The FASB and IASB agreed to clarify some parts of their revenue recognition standards that have raised persistent questions. The boards plan draft separate proposals for public comment on accounting for licenses of intellectual property, royalties, and how to separate different performances in a contract with a customer.

The FASB and IASB said they will offer more clarity about some of the more troublesome aspects of their landmark revenue recognition standards.

The standard-setters decided on February 18, 2015, to refine the guidance for the accounting for revenues from licenses of intellectual property and royalties, and how to separate different promises in a contract with a customer.

The FASB wants to issue a proposed version of for public comment in June. The IASB also plans to issue a proposal but may add more tweaks on separate parts of the revenue standard into its proposal. The international board wants to know if other questions crop up at the March meeting of the special revenue Transition Resource Group and issue a single document with all proposed improvements.

If finalized, the amendments will alter the converged, sweeping standards the boards published in May 2014 via the FASB’s Accounting Standards Update (ASU) No. 2014-09, Revenue from Contracts with Customers, and the IASB’s IFRS 15, Revenue from Contracts with Customers.

The boards didn’t take the decision to tweak the standards lightly and spent several hours debating the planned changes’ implications, with members of both boards saying they only were acting because the questions were serious enough to merit action.

The standards get rid of about 180 pieces of industry-specific revenue accounting guidance in U.S. GAAP and come up with a single, principles-based way in IFRS for companies to calculate the top line in their income statements. Companies must comply with the new standards in 2017, although many U.S. companies have been lobbying for an extra year. Last fall, the SEC chief accountant said the accounting boards needed to consider deferring the effective date, and the boards plan to consider a delay at an upcoming meeting.

Because the new revenue model is supposed to work for all types of businesses, it requires accountants to exercise more judgment than under current U.S. GAAP. Businesses had questions about some of the judgments they had to employ, and in some cases, they arrived at different conclusions for relatively similar accounting scenarios.
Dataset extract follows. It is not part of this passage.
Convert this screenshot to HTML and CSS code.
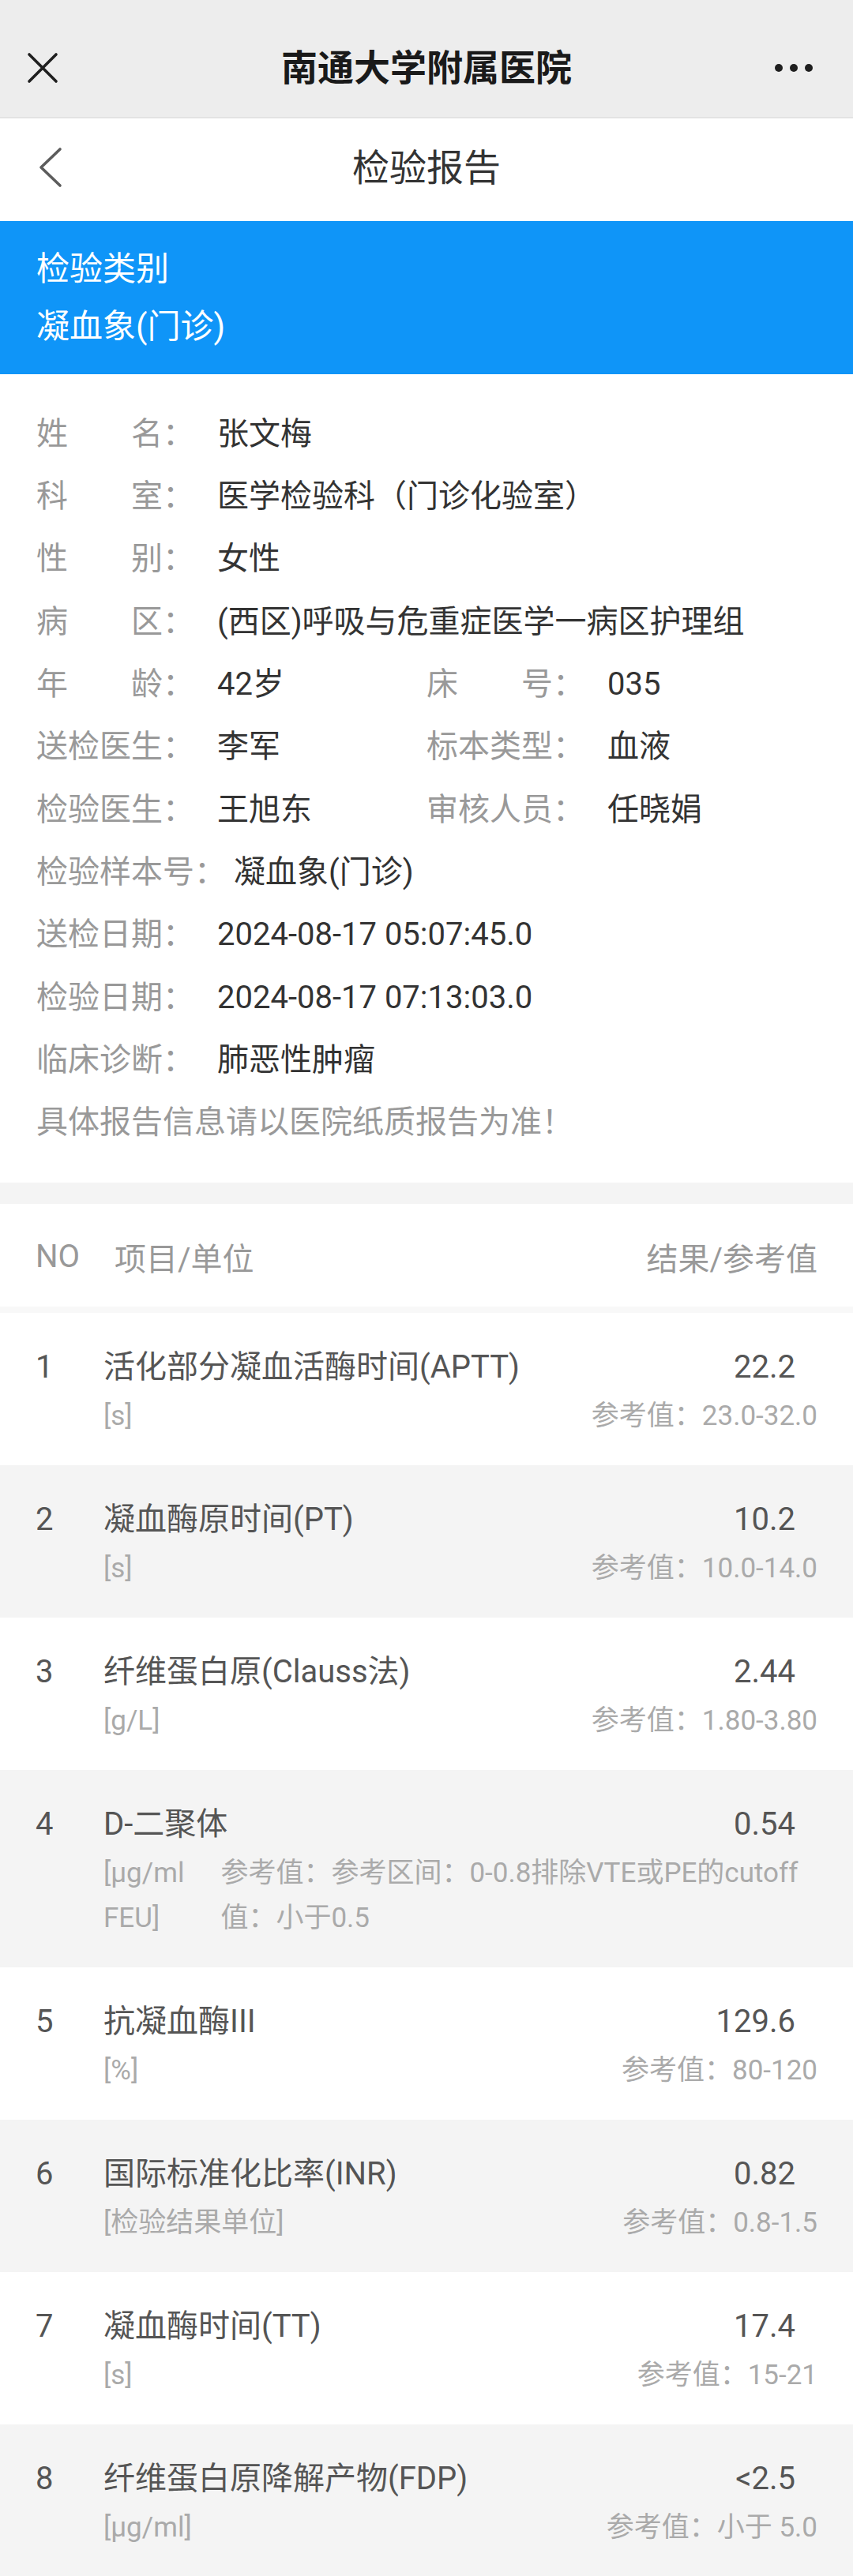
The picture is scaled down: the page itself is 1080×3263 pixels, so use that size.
FILE: index.html
```html
<!DOCTYPE html>
<html lang="zh-CN">
<head>
<meta charset="utf-8">
<title>检验报告</title>
<link rel="stylesheet" href="styles.css">
</head>
<body>
<header class="topbar">
  <span class="tb-left"><svg class="icon-close" width="40" height="40" viewBox="0 0 40 40"><path d="M3 3 L37 37 M37 3 L3 37"/></svg></span>
  <h1 class="tb-title">南通大学附属医院</h1>
  <span class="tb-right"><svg class="icon-more" width="50" height="12" viewBox="0 0 50 12"><circle cx="5" cy="6" r="5"/><circle cx="24" cy="6" r="5"/><circle cx="43" cy="6" r="5"/></svg></span>
</header>
<nav class="navbar">
  <span class="nav-back"><svg class="icon-back" width="30" height="52" viewBox="0 0 30 52"><polyline points="27,3 3,26 27,49"/></svg></span>
  <h2 class="nav-title">检验报告</h2>
  <span></span>
</nav>
<section class="category">
  <div>检验类别</div>
  <div>凝血象(门诊)</div>
</section>
<section class="info">
  <div class="info-row"><span class="lbl"><span class="just"><i>姓</i><i>名</i></span>：</span><span class="val">张文梅</span></div>
  <div class="info-row"><span class="lbl"><span class="just"><i>科</i><i>室</i></span>：</span><span class="val">医学检验科（门诊化验室）</span></div>
  <div class="info-row"><span class="lbl"><span class="just"><i>性</i><i>别</i></span>：</span><span class="val">女性</span></div>
  <div class="info-row"><span class="lbl"><span class="just"><i>病</i><i>区</i></span>：</span><span class="val">(西区)呼吸与危重症医学一病区护理组</span></div>
  <div class="info-row two">
    <div class="cell"><span class="lbl"><span class="just"><i>年</i><i>龄</i></span>：</span><span class="val">42岁</span></div>
    <div class="cell"><span class="lbl"><span class="just"><i>床</i><i>号</i></span>：</span><span class="val">035</span></div>
  </div>
  <div class="info-row two">
    <div class="cell"><span class="lbl">送检医生：</span><span class="val">李军</span></div>
    <div class="cell"><span class="lbl">标本类型：</span><span class="val">血液</span></div>
  </div>
  <div class="info-row two">
    <div class="cell"><span class="lbl">检验医生：</span><span class="val">王旭东</span></div>
    <div class="cell"><span class="lbl">审核人员：</span><span class="val">任晓娟</span></div>
  </div>
  <div class="info-row"><span class="lbl">检验样本号：</span><span class="val">凝血象(门诊)</span></div>
  <div class="info-row"><span class="lbl">送检日期：</span><span class="val">2024-08-17 05:07:45.0</span></div>
  <div class="info-row"><span class="lbl">检验日期：</span><span class="val">2024-08-17 07:13:03.0</span></div>
  <div class="info-row"><span class="lbl">临床诊断：</span><span class="val">肺恶性肿瘤</span></div>
  <div class="info-row note">具体报告信息请以医院纸质报告为准！</div>
</section>
<div class="sep"></div>
<section class="table">
  <div class="thead">
    <span class="th-no">NO</span>
    <span class="th-item">项目/单位</span>
    <span class="th-res">结果/参考值</span>
  </div>
  <div class="rows">
    <div class="trow">
      <div class="no">1</div>
      <div class="tbody">
        <div class="main"><span class="name">活化部分凝血活酶时间(APTT)</span><span class="result">22.2</span></div>
        <div class="sub"><span class="unit">[s]</span><span class="ref">参考值：23.0-32.0</span></div>
      </div>
    </div>
    <div class="trow">
      <div class="no">2</div>
      <div class="tbody">
        <div class="main"><span class="name">凝血酶原时间(PT)</span><span class="result">10.2</span></div>
        <div class="sub"><span class="unit">[s]</span><span class="ref">参考值：10.0-14.0</span></div>
      </div>
    </div>
    <div class="trow">
      <div class="no">3</div>
      <div class="tbody">
        <div class="main"><span class="name">纤维蛋白原(Clauss法)</span><span class="result">2.44</span></div>
        <div class="sub"><span class="unit">[g/L]</span><span class="ref">参考值：1.80-3.80</span></div>
      </div>
    </div>
    <div class="trow">
      <div class="no">4</div>
      <div class="tbody">
        <div class="main"><span class="name">D-二聚体</span><span class="result">0.54</span></div>
        <div class="sub wrap"><span class="unit">[μg/ml FEU]</span><span class="ref">参考值：参考区间：0-0.8排除VTE或PE的cutoff值：小于0.5</span></div>
      </div>
    </div>
    <div class="trow">
      <div class="no">5</div>
      <div class="tbody">
        <div class="main"><span class="name">抗凝血酶III</span><span class="result">129.6</span></div>
        <div class="sub"><span class="unit">[%]</span><span class="ref">参考值：80-120</span></div>
      </div>
    </div>
    <div class="trow">
      <div class="no">6</div>
      <div class="tbody">
        <div class="main"><span class="name">国际标准化比率(INR)</span><span class="result">0.82</span></div>
        <div class="sub"><span class="unit">[检验结果单位]</span><span class="ref">参考值：0.8-1.5</span></div>
      </div>
    </div>
    <div class="trow">
      <div class="no">7</div>
      <div class="tbody">
        <div class="main"><span class="name">凝血酶时间(TT)</span><span class="result">17.4</span></div>
        <div class="sub"><span class="unit">[s]</span><span class="ref">参考值：15-21</span></div>
      </div>
    </div>
    <div class="trow">
      <div class="no">8</div>
      <div class="tbody">
        <div class="main"><span class="name">纤维蛋白原降解产物(FDP)</span><span class="result">&lt;2.5</span></div>
        <div class="sub"><span class="unit">[μg/ml]</span><span class="ref">参考值：小于 5.0</span></div>
      </div>
    </div>
  </div>
</section>
</body>
</html>
```
FILE: styles.css
```css
* { box-sizing: border-box; margin: 0; padding: 0; }
html, body { background: #fff; }
body {
  width: 1080px;
  font-family: Roboto, "Noto Sans CJK SC", sans-serif;
  color: #333;
}
i { font-style: normal; }

/* top bar */
.topbar {
  display: grid;
  grid-template-columns: 1fr auto 1fr;
  align-items: center;
  height: 150px;
  padding-top: 24px;
  background: #ededed;
  border-bottom: 2px solid #e3e3e3;
}
.tb-left { display: flex; padding-left: 34px; }
.tb-title { font-size: 46px; font-weight: 700; color: #1a1a1a; line-height: 1; }
.tb-right { display: flex; justify-content: flex-end; padding-right: 49px; }
.icon-close path { fill: none; stroke: #1f1f1f; stroke-width: 3.6; stroke-linecap: round; }
.icon-more circle { fill: #1f1f1f; }

/* nav bar */
.navbar {
  display: grid;
  grid-template-columns: 1fr auto 1fr;
  align-items: center;
  height: 130px;
  padding-bottom: 6px;
  background: #fff;
}
.nav-back { display: flex; padding-left: 49px; }
.icon-back polyline { fill: none; stroke: #5c5c5c; stroke-width: 3.6; stroke-linecap: round; stroke-linejoin: round; }
.nav-title { font-size: 47px; font-weight: 400; color: #333; line-height: 1; }

/* category */
.category {
  height: 194px;
  padding: 24px 46px;
  background: #0f95f8;
  color: #fff;
  font-size: 42px;
  line-height: 73px;
}

/* info */
.info { padding: 36px 46px; font-size: 40px; }
.info-row { display: flex; align-items: center; height: 79.33px; line-height: 1.2; }
.info-row.two { display: grid; grid-template-columns: 1fr 1fr; }
.cell { display: flex; align-items: center; }
.lbl { flex: none; min-width: 219px; margin-right: 10px; color: #999; white-space: nowrap; }
.just { display: inline-flex; justify-content: space-between; width: 160px; }
.val { color: #333; white-space: nowrap; }
.note { color: #999; }

.sep { height: 27px; background: #f4f4f4; }

/* table */
.thead {
  display: flex;
  align-items: center;
  height: 138px;
  padding: 4px 45px 0;
  border-bottom: 8px solid #f8f8f8;
  font-size: 40px;
  color: #999;
}
.th-item { margin-left: 44px; }
.th-res { margin-left: auto; }

.trow { display: flex; padding: 38px 45px 34px; background: #fff; }
.trow:nth-child(even) { background: #f4f4f4; }
.no { flex: none; width: 86px; font-size: 40px; line-height: 62px; color: #555; }
.tbody { flex: 1; min-width: 0; }
.main { display: flex; justify-content: space-between; font-size: 40px; line-height: 62px; color: #555; }
.result { padding-right: 28px; }
.sub { display: flex; justify-content: space-between; margin-top: 2px; font-size: 35px; line-height: 57px; color: #aaa; }
.ref { margin-left: 52px; text-align: right; }
.sub.wrap .unit { flex: none; width: min-content; }
.sub.wrap .ref { flex: 1; margin-left: 46px; text-align: left; }
```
Companies overseas have had fewer questions, which made several IASB members reluctant to want to tweak IFRS 15, in part because it took the boards a decade and lengthy and repeated rounds of debate to get the standard published.

IASB Chairman Hans Hoogervorst expressed disappointment that there were calls to reexamine the standards at all. He called it a “pretty bad situation.”
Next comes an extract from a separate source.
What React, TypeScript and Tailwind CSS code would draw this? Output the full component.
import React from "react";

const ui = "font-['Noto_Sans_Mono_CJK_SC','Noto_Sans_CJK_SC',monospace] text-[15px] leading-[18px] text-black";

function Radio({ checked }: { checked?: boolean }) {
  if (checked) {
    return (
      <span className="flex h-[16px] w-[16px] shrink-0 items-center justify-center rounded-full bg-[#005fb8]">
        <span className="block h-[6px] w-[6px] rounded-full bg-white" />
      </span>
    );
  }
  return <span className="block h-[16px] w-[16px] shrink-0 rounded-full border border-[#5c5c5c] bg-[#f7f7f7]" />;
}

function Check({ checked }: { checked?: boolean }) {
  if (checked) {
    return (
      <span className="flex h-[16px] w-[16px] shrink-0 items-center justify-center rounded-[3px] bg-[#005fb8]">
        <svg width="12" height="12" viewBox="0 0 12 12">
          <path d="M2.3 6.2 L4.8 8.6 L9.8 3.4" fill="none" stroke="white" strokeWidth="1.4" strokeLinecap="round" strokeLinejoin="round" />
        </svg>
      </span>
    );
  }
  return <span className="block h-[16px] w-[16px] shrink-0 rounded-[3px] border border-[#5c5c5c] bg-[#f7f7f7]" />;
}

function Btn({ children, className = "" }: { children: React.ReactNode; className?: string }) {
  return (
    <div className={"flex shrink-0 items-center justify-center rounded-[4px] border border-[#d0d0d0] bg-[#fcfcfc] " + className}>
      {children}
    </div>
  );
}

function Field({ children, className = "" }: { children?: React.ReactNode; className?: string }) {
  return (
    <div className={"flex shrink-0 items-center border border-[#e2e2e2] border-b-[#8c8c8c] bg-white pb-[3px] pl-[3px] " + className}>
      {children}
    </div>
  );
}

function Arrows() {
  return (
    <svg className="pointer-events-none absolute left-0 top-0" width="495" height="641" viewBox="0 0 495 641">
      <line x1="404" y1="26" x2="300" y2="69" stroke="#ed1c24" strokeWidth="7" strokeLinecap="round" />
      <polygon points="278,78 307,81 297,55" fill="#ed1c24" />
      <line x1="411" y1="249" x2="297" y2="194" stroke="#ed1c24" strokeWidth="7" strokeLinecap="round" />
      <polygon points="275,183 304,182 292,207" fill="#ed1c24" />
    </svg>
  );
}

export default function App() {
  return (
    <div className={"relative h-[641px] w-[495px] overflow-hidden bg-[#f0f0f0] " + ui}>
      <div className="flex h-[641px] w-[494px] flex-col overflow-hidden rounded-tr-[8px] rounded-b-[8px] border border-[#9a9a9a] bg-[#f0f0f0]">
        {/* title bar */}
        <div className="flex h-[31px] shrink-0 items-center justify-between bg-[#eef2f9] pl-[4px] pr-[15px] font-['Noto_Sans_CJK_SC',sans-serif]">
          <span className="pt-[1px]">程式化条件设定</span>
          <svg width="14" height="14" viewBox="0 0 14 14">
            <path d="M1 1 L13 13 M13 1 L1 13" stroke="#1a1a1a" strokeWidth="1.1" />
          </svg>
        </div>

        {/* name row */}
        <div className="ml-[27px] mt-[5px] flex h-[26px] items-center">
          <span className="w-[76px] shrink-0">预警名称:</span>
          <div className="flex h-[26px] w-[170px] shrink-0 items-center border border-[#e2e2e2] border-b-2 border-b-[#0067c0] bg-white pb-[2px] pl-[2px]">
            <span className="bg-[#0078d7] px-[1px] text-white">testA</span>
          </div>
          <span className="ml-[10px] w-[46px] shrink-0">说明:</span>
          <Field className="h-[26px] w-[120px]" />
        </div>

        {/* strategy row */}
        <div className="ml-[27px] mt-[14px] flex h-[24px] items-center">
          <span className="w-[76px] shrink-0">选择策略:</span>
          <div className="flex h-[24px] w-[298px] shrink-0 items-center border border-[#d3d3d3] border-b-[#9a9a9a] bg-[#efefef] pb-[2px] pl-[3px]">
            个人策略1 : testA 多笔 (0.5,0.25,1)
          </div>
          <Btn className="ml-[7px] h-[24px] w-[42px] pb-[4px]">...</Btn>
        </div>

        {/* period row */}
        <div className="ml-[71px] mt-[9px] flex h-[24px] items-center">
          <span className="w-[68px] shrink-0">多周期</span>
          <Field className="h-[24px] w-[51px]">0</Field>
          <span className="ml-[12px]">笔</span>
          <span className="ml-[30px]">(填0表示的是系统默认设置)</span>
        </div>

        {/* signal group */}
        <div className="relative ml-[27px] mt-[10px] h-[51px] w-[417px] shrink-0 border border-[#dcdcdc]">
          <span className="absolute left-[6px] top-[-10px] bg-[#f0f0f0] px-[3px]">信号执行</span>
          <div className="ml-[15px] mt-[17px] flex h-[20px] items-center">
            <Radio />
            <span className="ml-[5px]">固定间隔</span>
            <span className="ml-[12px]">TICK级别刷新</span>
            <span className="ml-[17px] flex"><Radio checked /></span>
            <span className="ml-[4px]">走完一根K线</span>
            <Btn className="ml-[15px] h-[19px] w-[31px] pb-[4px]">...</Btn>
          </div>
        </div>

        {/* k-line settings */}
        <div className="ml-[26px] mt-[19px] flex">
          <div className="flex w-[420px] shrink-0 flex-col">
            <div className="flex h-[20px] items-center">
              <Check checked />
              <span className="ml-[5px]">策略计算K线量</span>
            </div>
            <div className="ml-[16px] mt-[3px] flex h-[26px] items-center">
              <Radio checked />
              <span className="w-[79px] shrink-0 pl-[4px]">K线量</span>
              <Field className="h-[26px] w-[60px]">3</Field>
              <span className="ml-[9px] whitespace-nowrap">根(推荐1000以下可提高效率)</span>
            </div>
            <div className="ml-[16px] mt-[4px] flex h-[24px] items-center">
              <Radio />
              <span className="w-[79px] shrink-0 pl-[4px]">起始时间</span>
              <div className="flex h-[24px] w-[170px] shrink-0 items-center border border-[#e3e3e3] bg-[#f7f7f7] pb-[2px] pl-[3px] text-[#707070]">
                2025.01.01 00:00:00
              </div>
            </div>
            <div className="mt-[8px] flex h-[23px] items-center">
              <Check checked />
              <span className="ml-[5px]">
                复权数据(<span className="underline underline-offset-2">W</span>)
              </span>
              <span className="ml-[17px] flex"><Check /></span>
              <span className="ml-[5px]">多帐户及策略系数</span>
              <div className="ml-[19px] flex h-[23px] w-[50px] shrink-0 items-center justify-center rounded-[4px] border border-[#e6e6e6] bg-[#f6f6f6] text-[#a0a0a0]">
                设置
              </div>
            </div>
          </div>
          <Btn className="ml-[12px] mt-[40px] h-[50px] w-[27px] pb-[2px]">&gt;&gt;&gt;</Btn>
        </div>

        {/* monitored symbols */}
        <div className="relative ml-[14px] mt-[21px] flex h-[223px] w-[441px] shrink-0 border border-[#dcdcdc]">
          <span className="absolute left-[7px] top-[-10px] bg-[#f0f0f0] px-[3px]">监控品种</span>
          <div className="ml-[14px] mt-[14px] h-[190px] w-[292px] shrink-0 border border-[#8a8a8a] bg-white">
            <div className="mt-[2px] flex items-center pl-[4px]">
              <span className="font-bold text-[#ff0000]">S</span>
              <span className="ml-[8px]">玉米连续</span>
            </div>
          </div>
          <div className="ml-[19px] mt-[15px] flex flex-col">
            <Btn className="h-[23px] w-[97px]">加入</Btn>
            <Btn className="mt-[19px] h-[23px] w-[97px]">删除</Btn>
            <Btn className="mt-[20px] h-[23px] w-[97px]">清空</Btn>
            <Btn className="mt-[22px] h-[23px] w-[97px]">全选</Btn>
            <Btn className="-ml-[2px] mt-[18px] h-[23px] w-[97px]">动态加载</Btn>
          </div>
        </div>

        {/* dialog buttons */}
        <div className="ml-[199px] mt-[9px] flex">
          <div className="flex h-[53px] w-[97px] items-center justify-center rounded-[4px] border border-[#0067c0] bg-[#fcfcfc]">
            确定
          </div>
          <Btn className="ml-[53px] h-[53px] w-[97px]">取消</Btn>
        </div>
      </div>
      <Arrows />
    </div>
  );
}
“This is dysfunction of decision making again, and I’m very unhappy with it,” Hoogervorst said. “It’s an open invitation to the audit firms to make a list of all their litigation risks, and this is what you get.”

But Hoogervorst acknowledged that the IASB needed to remain converged with the FASB and suggested the standard-setters limit the changes to clarifications rather than significant changes. A majority of his board agreed.

“I think it’s imperative that it’s clarifications, it’s important that we have the same words,” IASB member Patrick Finnegan said. “I don’t buy the argument… that if you have different words but target the same outcomes, everything will be hunky-dory. This is proof we have to have the same words. We need to act together. We can’t leapfrog one another.”

The standards call for businesses to determine whether a license represents a promise to deliver a service at a point in time or over time. Entertainment companies raised many questions about how they should determine the timing.

The boards agreed that they would clarify that a business’s promise to the customer in granting a license is to provide a right to access the intellectual property when the contract requires or the customer expects the company to undertake activities that significantly affect “the utility of the intellectual property” to which the customer has rights. They said they would add guidance to determine the intellectual property’s usefulness.

The FASB also decided to offer more information about the accounting for licenses of symbolic intellectual property, such as brands or logos.

For royalties that are determined by sales volume or the rate of usage, the boards agreed they would clarify that companies don’t have to separate revenue streams for single contracts if there are portions that may be subject to the concept of “constraint.” Constraint is related to the timing of a company’s recognition of revenue from a customer contract, and it’s based on the likelihood of a company collecting revenue from a customer.

Separately, the boards agreed to add examples to the revenue standards to clarify how the identification of separate performance obligations in a customer contract. The FASB plans to address questions about identifying promised goods or services subject to separation guidance, application of what it means for a promise to be “distinct in the context of a contract,” and accounting for shipping and handling activities.